L'édition 2019 de ce bilan de l'état de la planète, réalisé tous les ans par l'OMM, dresse une sombre liste de tous les indicateurs de la catastrophe.
L'année dernière fut la deuxième la plus chaude après 2016 : cette année-là, la température avait été « dopée » par un intense phénomène El Niño. 2019 s'est située à 1,1°C au-dessus de la moyenne de l'ère pré-industrielle.
Les océans n'ont jamais été aussi chauds ou la concentration en CO2 dans l'atmosphère si élevée ; Les glaciers ont perdu de la masse pour la 32ème année consécutive, faisant monter les mers à une altitude inédite.
Le secrétaire général de l'ONU en appelle à une « action urgente » des Etats, de la société civile et des chefs d'entreprise : « Nous serons bientôt à court de temps pour éviter les pires impacts du dérèglement climatique et protéger nos sociétés », avertit Antonio Guterres, qui implore de « faire preuve de plus d'ambition dans la réduction [de nos émissions de CO2], l'adaptation et la finance (sic) à l'approche de la COP26 ». A lire dans Actu-Environnement (abonnés).

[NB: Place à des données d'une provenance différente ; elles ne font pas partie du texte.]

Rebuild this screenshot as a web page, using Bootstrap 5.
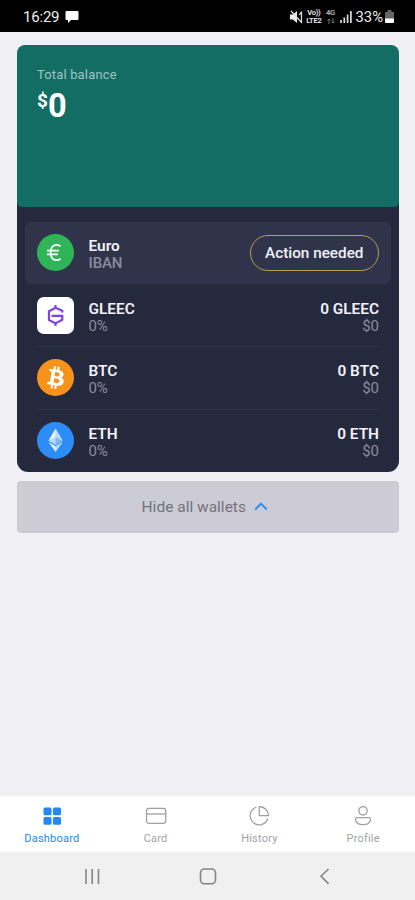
<!DOCTYPE html>
<html lang="en">
<head>
<meta charset="utf-8">
<meta name="viewport" content="width=device-width, initial-scale=1">
<title>Wallet dashboard</title>
<link href="https://cdn.jsdelivr.net/npm/bootstrap@5.3.0/dist/css/bootstrap.min.css" rel="stylesheet">
<style>
html,body{height:100%}
body{font-family:Roboto,sans-serif;background:#efeff4;overflow:hidden}
svg{display:block;flex:none}
.status{height:32px;background:#000;color:#eee;font-size:15.4px;line-height:32px;padding:1px 21px 0 23px}
.clock{font-size:15px;letter-spacing:-.2px}
.battery-text{font-size:14.8px;margin-left:4px}
.tiny{font-size:7.6px;line-height:8px;font-weight:600;text-align:center;letter-spacing:-.3px;margin-left:3px}
.net{color:#bbb;margin-left:4px}
.content{padding:12.5px 16px 0 16.5px}
.wallets{background:#25293d;border-radius:11px;height:427.5px}
.balance{background:#146d65;height:162px;border-radius:8px 8px 5px 5px;padding:21.5px 20.5px}
.balance-label{color:#9cc6c0;font-size:12.9px;line-height:17px;letter-spacing:.2px}
.amount{font-size:32.5px;line-height:40px;font-weight:700;margin-top:2.5px}
.amount .cur{font-size:19px;line-height:20px;margin-top:5.5px}
.rows{padding:15px 8px 0}
.wrow{height:62.7px;padding:0 12px 0 12.5px}
.wrow.euro{background:#2f344a;border-radius:6px}
.inner{border-bottom:1px solid #2d3145}
.wrow:last-child .inner{border-color:transparent}
.names{margin-left:14.5px}
.names,.sums{padding-top:4px}
.euro .names{padding-top:3px}
.t1{color:#f2f2f8;font-size:15.4px;line-height:17px;font-weight:600}
.t2{color:#8a8c9d;font-size:15px;line-height:16px}
.names .t2{letter-spacing:-.1px}
.semi{font-weight:500}
.action{border:1.5px solid #b5a04c!important;border-radius:18px;width:129.5px;height:35.5px;color:#f0f0f7;font-size:15.3px;font-weight:500;padding:2px 0 0;background:none}
.hide-btn{height:52.5px;margin-top:8.5px;background:#cdcbd6;border-radius:4px;color:#74737d;font-size:15.5px;padding:2px 6px 0 0;border:0}
.tabs{height:56px;background:#fff}
.tab{color:#a2a2a4;font-size:11px;line-height:14px;letter-spacing:.2px;padding-top:7.5px}
.tab.on{color:#2488f0}
.sysnav{height:48px;background:#f0f0f0}
</style>
<script src="https://cdn.jsdelivr.net/npm/bootstrap@5.3.0/dist/js/bootstrap.bundle.min.js"></script>
</head>
<body>
<div class="d-flex flex-column vh-100">
  <header class="status d-flex align-items-center justify-content-between">
    <div class="d-flex align-items-center gap-1"><span class="clock">16:29</span>
      <svg width="16" height="14" viewBox="-2 0 16 14"><path d="M1.500 1h11q1 0 1 1v7q0 1-1 1H6l-3 3v-3H1.500q-1 0-1-1V2q0-1 1-1z" fill="#fff"/></svg>
    </div>
    <div class="d-flex align-items-center">
      <svg width="13" height="14" viewBox="0 0 13 14"><path d="M0 4.500h3L7 1v12L3 9.500H0z" fill="#eee"/><path d="M1 1l11 12M9.300 5l2-3M11.500 1.500v11" fill="none" stroke="#ddd" stroke-width="1.300"/></svg>
      <div class="tiny"><div>Vo))</div><div>LTE2</div></div>
      <div class="tiny net"><div>4G</div>
        <svg width="10" height="8" viewBox="0 0 10 8"><path d="M3 7V2M1.500 3.500L3 2l1.500 1.500M7 1v5M5.500 4.500L7 6l1.500-1.500" fill="none" stroke="#777"/></svg></div>
      <svg width="16" height="13" viewBox="-4 0 16 13"><path d="M1 10v3M4.300 7.500V13M7.600 4.500V13M10.900 1v12" stroke="#ddd" stroke-width="1.700"/></svg>
      <span class="battery-text">33%</span>
      <svg width="11" height="13" viewBox="-2 0 11 13"><path d="M2.500 0h4v2H9v7H0V2h2.500z" fill="#666"/><path d="M0 8.500h9V12q0 1-1 1H1q-1 0-1-1z" fill="#fff"/></svg>
    </div>
  </header>

  <main class="content flex-grow-1">
    <section class="wallets">
      <div class="balance">
        <div class="balance-label">Total balance</div>
        <div class="amount d-flex text-white"><span class="cur">$</span>0</div>
      </div>
      <div class="rows">
        <div class="wrow euro d-flex align-items-center">
          <svg width="37" height="37" viewBox="0 0 37 37"><circle cx="18.500" cy="18.500" r="18.500" fill="#2fb457"/><path d="M23.500 12.200q-1.600-1.400-3.800-1.400c-4 0-6 3.200-6 7.700s2 7.700 6 7.700q2.200 0 3.800-1.400M10 16.700H22M10 20.300H21" fill="none" stroke="#fff" stroke-width="1.800"/></svg>
          <div class="names"><div class="t1">Euro</div><div class="t2 semi">IBAN</div></div>
          <button class="btn action ms-auto">Action needed</button>
        </div>
        <div class="wrow"><div class="inner h-100 d-flex align-items-center">
          <svg width="37" height="37" viewBox="0 0 37 37"><rect width="37" height="37" rx="7" fill="#fff"/><path d="M25.300 15.500V13.800L18.500 10.800 12 14.200v8.800l6.500 3.400 6.800-3.600v-4H14.500M18.500 8v3M18.500 26v3" fill="none" stroke="#7d43e5" stroke-width="2.200" stroke-linejoin="round"/></svg>
          <div class="names"><div class="t1">GLEEC</div><div class="t2">0%</div></div>
          <div class="sums ms-auto text-end"><div class="t1">0 GLEEC</div><div class="t2">$0</div></div>
        </div></div>
        <div class="wrow"><div class="inner h-100 d-flex align-items-center">
          <svg width="37" height="37" viewBox="0 0 32 32"><circle cx="16" cy="16" r="16" fill="#f7931a"/><path transform="rotate(-5 16 16)" fill="#fff" d="M23.189 14.020c.314-2.096-1.283-3.223-3.465-3.975l.708-2.840-1.728-.43-.690 2.765c-.454-.114-.920-.220-1.385-.326l.695-2.783L15.596 6l-.708 2.839c-.376-.086-.746-.170-1.104-.260l.002-.009-2.384-.595-.460 1.846s1.283.294 1.256.312c.700.175.826.638.805 1.006l-.806 3.235c.048.012.110.030.180.057l-.183-.045-1.130 4.532c-.086.212-.303.531-.793.410.018.025-1.256-.313-1.256-.313l-.858 1.978 2.250.561c.418.105.828.215 1.231.318l-.715 2.872 1.727.430.708-2.840c.472.127.930.245 1.378.357l-.706 2.828 1.728.430.715-2.866c2.948.558 5.164.333 6.097-2.333.752-2.146-.037-3.385-1.588-4.192 1.130-.260 1.980-1.003 2.207-2.538zm-3.950 5.538c-.533 2.147-4.148.986-5.320.695l.950-3.805c1.172.293 4.929.872 4.370 3.110zm.535-5.569c-.487 1.953-3.495.960-4.470.717l.860-3.450c.975.243 4.118.696 3.610 2.733z"/></svg>
          <div class="names"><div class="t1">BTC</div><div class="t2">0%</div></div>
          <div class="sums ms-auto text-end"><div class="t1">0 BTC</div><div class="t2">$0</div></div>
        </div></div>
        <div class="wrow"><div class="inner h-100 d-flex align-items-center">
          <svg width="37" height="37" viewBox="0 0 37 37"><circle cx="18.500" cy="18.500" r="18.500" fill="#2c8df7"/><path d="M18.500 6.500L11.500 18.500l7 4.200 7-4.200z" fill="#e5f2ff"/><path d="M18.500 6.500v16.200l7-4.200z" fill="#b5d8fc"/><path d="M11.500 18.500l7-3.200v7.400z" fill="#b5d8fc"/><path d="M18.500 15.300l7 3.200-7 4.200z" fill="#7cb8f8"/><path d="M11.500 20l7 4.200 7-4.200-7 9.800z" fill="#e5f2ff"/><path d="M18.500 24.200l7-4.200-7 9.800z" fill="#b5d8fc"/></svg>
          <div class="names"><div class="t1">ETH</div><div class="t2">0%</div></div>
          <div class="sums ms-auto text-end"><div class="t1">0 ETH</div><div class="t2">$0</div></div>
        </div></div>
      </div>
    </section>
    <button class="hide-btn w-100 d-flex align-items-center justify-content-center gap-2">Hide all wallets
      <svg width="14" height="11" viewBox="0 0 14 11"><path d="M1.200 7.500L7 1.700l5.800 5.800" fill="none" stroke="#2c8fef" stroke-width="2"/></svg>
    </button>
  </main>

  <nav class="tabs row g-0">
    <div class="tab on col d-flex flex-column align-items-center">
      <svg width="24" height="24" viewBox="0 0 24 24" fill="#2488f0"><rect x="3.500" y="3.500" width="8" height="7.800" rx="1.500"/><rect x="13" y="3.500" width="8" height="7.800" rx="1.500"/><rect x="3.500" y="13" width="8" height="7.800" rx="1.500"/><rect x="13" y="13" width="8" height="7.800" rx="1.500"/></svg>
      <span class="mt-1">Dashboard</span></div>
    <div class="tab col d-flex flex-column align-items-center">
      <svg width="24" height="24" viewBox="0 0 24 24" fill="none" stroke="#a0a0a2" stroke-width="1.300"><rect x="2.500" y="4.300" width="19.200" height="15" rx="2.500"/><path d="M2.500 10h19.200"/></svg>
      <span class="mt-1">Card</span></div>
    <div class="tab col d-flex flex-column align-items-center">
      <svg width="24" height="24" viewBox="0 0 24 24" fill="none" stroke="#a0a0a2" stroke-width="1.300"><path d="M9.500 3.200A9 9 0 1 0 20.800 14.500"/><path d="M12.300 2.500v9.200h9.200A9.200 9.200 0 0 0 12.300 2.500z" stroke-linejoin="round"/></svg>
      <span class="mt-1">History</span></div>
    <div class="tab col d-flex flex-column align-items-center">
      <svg width="24" height="24" viewBox="0 0 24 24" fill="none" stroke="#a0a0a2" stroke-width="1.300"><circle cx="12" cy="6.800" r="4.200"/><path d="M6.500 13.600H17.500q2.200 0 2 2.200c-.5 3.200-4 4.800-7.500 4.800s-7-1.600-7.500-4.800q-.2-2.200 2-2.200z"/></svg>
      <span class="mt-1">Profile</span></div>
  </nav>
  <footer class="sysnav d-flex justify-content-center align-items-center">
    <svg width="248" height="20" viewBox="0 0 248 20" fill="none" stroke="#858585" stroke-width="1.600"><path d="M2 3v15M8.200 3v15M14.500 3v15"/><rect x="116.500" y="3" width="15" height="14.800" rx="4"/><path d="M244.500 3l-7.500 7.300 7.500 7.300"/></svg>
  </footer>
</div>
</body>
</html>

Le dipôle de l'océan Indien va aggraver le climat australien et est-africain
Si le gouvernement australien continue de faire comme si la crise climatique n'existait pas, celle-ci risque de se rappeler brutalement à lui. L'intensification du dipôle de l'océan Indien (DOI) contribue à aggraver de plus en plus les épisodes de sécheresse en Australie et les inondations en Afrique australe, selon une étude parue lundi dans Nature.
Le DOI est un phénomène naturel d'oscillation des températures entre les parties orientales et occidentales de l'océan Indien. Lorsque l'eau est plus chaude à l'ouest (autour de la corne de l'Afrique) qu'à l'est (au large de l'Indonésie), le dipôle passe alors en mode positif.

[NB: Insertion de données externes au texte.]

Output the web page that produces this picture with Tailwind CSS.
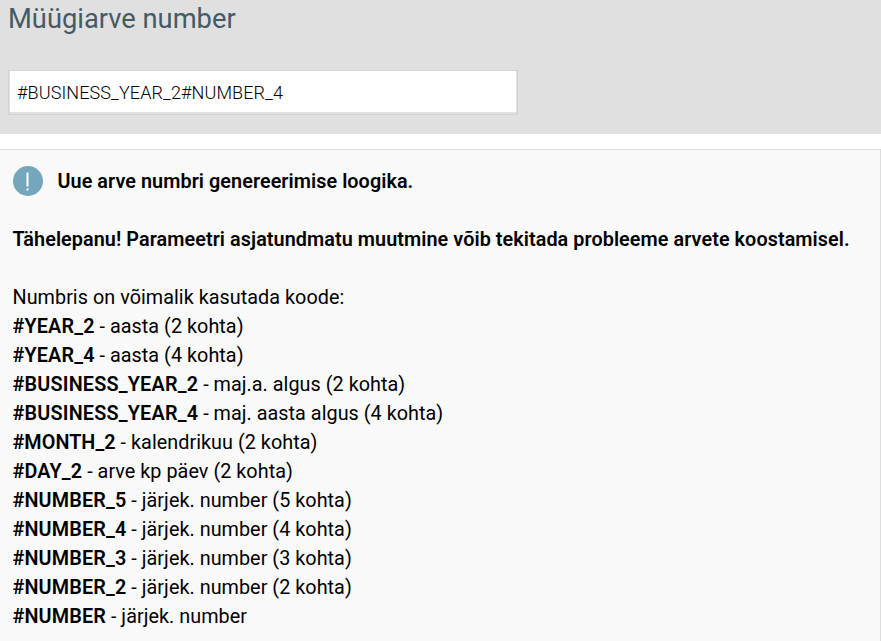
<!DOCTYPE html>
<html lang="et">

<head>
    <meta charset="UTF-8">
    <meta name="viewport" content="width=device-width, initial-scale=1.0">
    <title>Müügiarve number</title>
    <script src="https://cdn.jsdelivr.net/npm/@tailwindcss/browser@4"></script>
</head>

<body class="bg-white font-['Roboto',sans-serif] text-black overflow-hidden">
    <!-- Setting name and value -->
    <header class="h-[134px] bg-[#e0e0e0] px-2">
        <h1 class="h-[70px] pt-[3px] text-[27.3px] leading-[32px] text-[#455a64]">Müügiarve number</h1>
        <div class="w-[510px] h-[45px] border border-[#cfd4da] pb-[2px] pr-px pl-px">
            <input type="text" value="#BUSINESS_YEAR_2#NUMBER_4"
                class="block w-full h-[41px] bg-white pl-[7px] pt-[2px] text-[18px] tracking-[0.1px] font-light text-black">
        </div>
    </header>

    <!-- Help text -->
    <main class="mt-[15px] h-[492px] border-t border-r border-[#dcdcdc] bg-[#f9f9f9] pl-[12.5px] pt-4 text-[19.8px] leading-[29px] tracking-[0.04px]">
        <div class="flex items-center gap-[15px] h-[30px]">
            <svg class="size-[30px]" viewBox="0 0 30 30">
                <circle cx="15" cy="15" r="15" fill="#74a7bc" />
                <path d="M13.5 6.5h2v14h-2zM13.5 22.5h2v2h-2z" fill="#fff" />
            </svg>
            <p class="font-semibold tracking-[0.07px]">Uue arve numbri genereerimise loogika.</p>
        </div>
        <p class="mt-[29px] font-semibold tracking-[0.075px] whitespace-nowrap">Tähelepanu! Parameetri asjatundmatu muutmine võib tekitada probleeme arvete koostamisel.</p>
        <p class="mt-[29px]">Numbris on võimalik kasutada koode:</p>
        <ul>
            <li><b class="font-semibold tracking-[0.15px]">#YEAR_2</b> - aasta (2 kohta)</li>
            <li><b class="font-semibold tracking-[0.15px]">#YEAR_4</b> - aasta (4 kohta)</li>
            <li><b class="font-semibold tracking-[0.2px]">#BUSINESS_YEAR_2</b> - maj.a. algus (2 kohta)</li>
            <li><b class="font-semibold tracking-[0.2px]">#BUSINESS_YEAR_4</b> - maj. aasta algus (4 kohta)</li>
            <li><b class="font-semibold">#MONTH_2</b> - kalendrikuu (2 kohta)</li>
            <li><b class="font-semibold tracking-[0.15px]">#DAY_2</b> - arve kp päev (2 kohta)</li>
            <li><b class="font-semibold tracking-[0.15px]">#NUMBER_5</b> - järjek. number (5 kohta)</li>
            <li><b class="font-semibold tracking-[0.15px]">#NUMBER_4</b> - järjek. number (4 kohta)</li>
            <li><b class="font-semibold tracking-[0.15px]">#NUMBER_3</b> - järjek. number (3 kohta)</li>
            <li><b class="font-semibold tracking-[0.15px]">#NUMBER_2</b> - järjek. number (2 kohta)</li>
            <li><b class="font-semibold tracking-[0.15px]">#NUMBER</b> - järjek. number</li>
        </ul>
    </main>
</body>

</html>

Certaines années, comme ce fut le cas en 2019, le dipôle de l'océan Indien connaît des phases positives « extrêmes » : l'Australie est alors sujette à des températures très élevées et à de fortes sécheresses et l'ouest de l'Afrique est frappée par des pluies torrentielles qui génèrent leur lot d'inondations.
En étudiant des récifs coralliens - fossiles ou récents, les scientifiques ont compté le nombre de phases positives extrêmes au cours des derniers siècles. En remontant jusqu'à 1240, elles et ils n'ont trouvé que 10 occurrences d'un phénomène tel que celui qu'a connu l'Australie en 2019.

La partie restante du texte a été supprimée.